The stakes are raised even higher when PRNGs are used not just for simulation but for security. In cryptography, a PRNG can be used to generate a keystream—a sequence of bits that is combined with your message (using an XOR operation) to encrypt it. To be secure, this keystream must be not just statistically random, but unpredictable. An adversary who sees part of the keystream must have no way of predicting the rest.

This is a much higher standard than what's needed for most simulations. A famous example is the flaw in many simple Linear Congruential Generators (LCGs). For certain choices of parameters, the least significant bit of the generator's state simply alternates: 0, 1, 0, 1, 0, 1, ... Such a sequence has a mean of 0.5 and might pass a simple test for uniformity. But for cryptography, it's a joke. An eavesdropper could detect this trivial pattern in an instant and break the encryption. This is why the field distinguishes between standard PRNGs and Cryptographically Secure PRNGs (CSPRNGs), which are designed to withstand determined attacks by clever adversaries.

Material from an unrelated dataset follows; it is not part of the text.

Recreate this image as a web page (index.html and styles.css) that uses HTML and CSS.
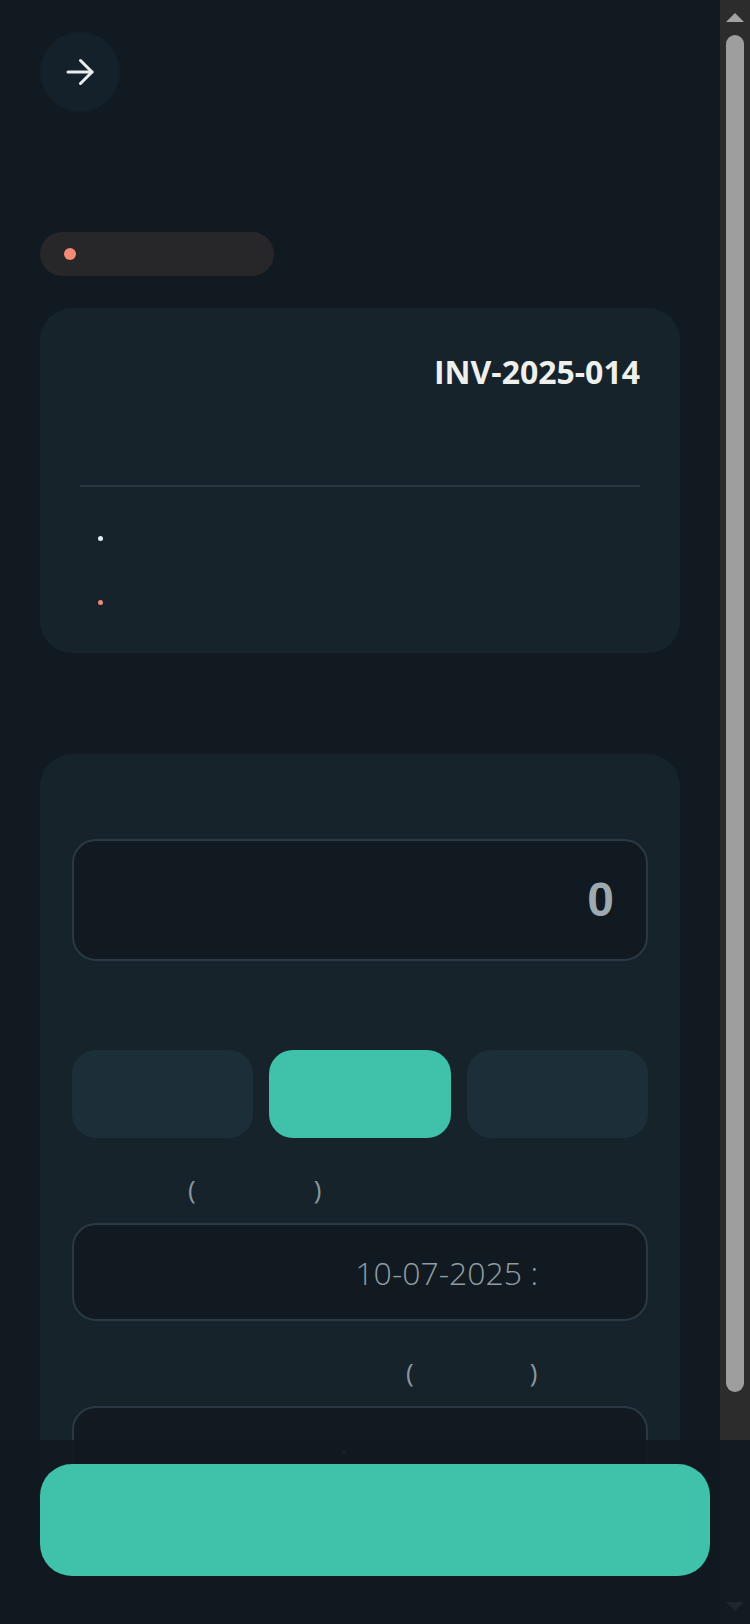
FILE: index.html
```html
<!DOCTYPE html>
<html lang="ar">
<head>
<meta charset="utf-8">
<title>INV-2025-014</title>
<link rel="stylesheet" href="styles.css">
</head>
<body>
    <div class="page">
        <div class="top">
            <button class="back">
                <svg width="28" height="28" viewBox="0 0 28 28" fill="none" stroke="#e9edef" stroke-width="3" stroke-linecap="round" stroke-linejoin="round">
                    <path d="M2 14H26"/>
                    <path d="M14.5 2.5L26 14L14.5 25.5"/>
                </svg>
            </button>
        </div>

        <div class="status"><span class="status-dot"></span><span class="status-text"></span></div>

        <section class="card summary">
            <div class="summary-head">
                <span class="summary-label"></span>
                <span class="inv">INV-2025-014</span>
            </div>
            <div class="divider"></div>
            <ul class="lines">
                <li><span class="bullet"></span></li>
                <li><span class="bullet bullet-red"></span></li>
            </ul>
        </section>

        <section class="card form">
            <div class="field-label first"></div>
            <div class="box amount">0</div>

            <div class="field-label"></div>
            <div class="seg">
                <button class="seg-btn"></button>
                <button class="seg-btn active"></button>
                <button class="seg-btn"></button>
            </div>

            <div class="field-label small lbl-date">(<span class="gap"></span>)</div>
            <div class="box date">10-07-2025 :</div>

            <div class="field-label small lbl-note">(<span class="gap"></span>)</div>
            <div class="box note"><span class="ph-dot"></span></div>
        </section>
    </div>

    <!-- scroll rail -->
    <div class="rail">
        <div class="rail-btn">
            <svg width="18" height="9" viewBox="0 0 18 9"><path d="M0 9L9 0L18 9Z" fill="#a3a3a3"/></svg>
        </div>
        <div class="rail-track"><div class="rail-thumb"></div></div>
        <div class="rail-btn">
            <svg width="18" height="9" viewBox="0 0 18 9"><path d="M0 0L9 9L18 0Z" fill="#a3a3a3"/></svg>
        </div>
    </div>

    <div class="bar">
        <button class="submit"></button>
    </div>
</body>
</html>
```

FILE: styles.css
```css
*{
    margin:0;
    padding:0;
    box-sizing:border-box;
}
html, body{
    height:100%;
}
body{
    background:#111a20;
    color:#eef0ee;
    font-family:"Open Sans", "Noto Sans", sans-serif;
    overflow:hidden;
    display:flex;
}
button{
    border:none;
    font:inherit;
    cursor:pointer;
}

/* scroll area */
.page{
    flex:1;
    min-width:0;
    height:100vh;
    overflow-y:auto;
    padding:32px 40px 323px;
}
.rail{
    width:30px;
    height:100vh;
    background:#2c2c2c;
    display:flex;
    flex-direction:column;
}
.rail-btn{
    height:32px;
    display:flex;
    align-items:center;
    justify-content:center;
    padding-top:3px;
}
.rail-btn:last-child{
    padding-top:0;
    padding-bottom:3px;
}
.rail-track{
    flex:1;
    padding:3px 6px;
}
.rail-thumb{
    height:1357px;
    border-radius:9px;
    background:#9e9e9e;
}

/* header */
.top{
    height:80px;
    margin-bottom:120px;
}
.back{
    width:80px;
    height:80px;
    border-radius:50%;
    background:#15212a;
    display:flex;
    align-items:center;
    justify-content:center;
}
.status{
    display:flex;
    align-items:center;
    width:234px;
    height:44px;
    border-radius:22px;
    background:#27272a;
    padding-left:24px;
    margin-bottom:32px;
}
.status-dot{
    width:12px;
    height:12px;
    border-radius:50%;
    background:#f28b73;
}

/* cards */
.card{
    background:#17232b;
    border-radius:32px;
}
.summary{
    padding:43px 40px 31px;
    margin-bottom:101px;
}
.summary-head{
    display:flex;
    justify-content:space-between;
    height:42px;
}
.inv{
    font-size:32px;
    line-height:42px;
    font-weight:700;
    color:#eef0ee;
}
.divider{
    height:2px;
    background:#2a3842;
    margin-top:92px;
}
.lines{
    list-style:none;
    margin-top:31px;
}
.lines li{
    height:40px;
    display:flex;
    align-items:center;
    padding-left:18px;
}
.lines li + li{
    margin-top:24px;
}
.bullet{
    width:5px;
    height:5px;
    border-radius:50%;
    background:#e6ecee;
}
.bullet-red{
    background:#ee8a78;
}

.form{
    padding:32px 32px 32px;
}
.field-label{
    height:37px;
    margin:36px 0 16px;
    font-size:26px;
    line-height:37px;
    color:#8b979e;
}
.field-label.first{
    margin-top:0;
}
.field-label.small{
    margin:33px 0 15px;
}
.lbl-date{
    padding-left:116px;
}
.lbl-date .gap{
    display:inline-block;
    width:118px;
}
.lbl-note{
    padding-left:334px;
}
.lbl-note .gap{
    display:inline-block;
    width:116px;
}

.box{
    background:#101a20;
    border:2px solid #2a3943;
    border-radius:24px;
    display:flex;
    align-items:center;
}
.amount{
    height:122px;
    justify-content:flex-end;
    padding-right:32px;
    font-family:"Liberation Sans", Arial, sans-serif;
    font-weight:700;
    font-size:48px;
    line-height:1;
    color:#9eaab0;
}
.seg{
    display:grid;
    grid-template-columns:1fr 1fr 1fr;
    gap:16px;
}
.seg-btn{
    height:88px;
    border-radius:24px;
    background:#1c2f38;
}
.seg-btn.active{
    background:#40c1aa;
}
.date{
    height:98px;
    justify-content:flex-end;
    padding-right:108px;
    font-size:32px;
    font-weight:300;
    color:#909ca2;
}
.note{
    height:98px;
    padding-left:268px;
    align-items:flex-start;
    padding-top:43px;
}
.ph-dot{
    width:4px;
    height:4px;
    border-radius:50%;
    background:#56646c;
}

/* bottom bar */
.bar{
    position:fixed;
    left:0;
    right:0;
    bottom:0;
    height:184px;
    padding:24px 40px 48px;
    background:rgba(17, 26, 32, 0.9);
    z-index:5;
}
.submit{
    width:100%;
    height:112px;
    border-radius:32px;
    background:#40c1aa;
}
```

From the quiet rustle of simulated noise to the grand architecture of generated worlds, and from the subtle biases that corrupt scientific results to the glaring patterns that break our codes, the humble pseudorandom number generator is a thread woven through all of computational science. It is a testament to human ingenuity—a deterministic tool that allows us to reason about an indeterminate world. Its mastery requires not just an understanding of the mathematics, but a deep respect for the subtle ways in which the illusion of chance can break, and the profound consequences when it does.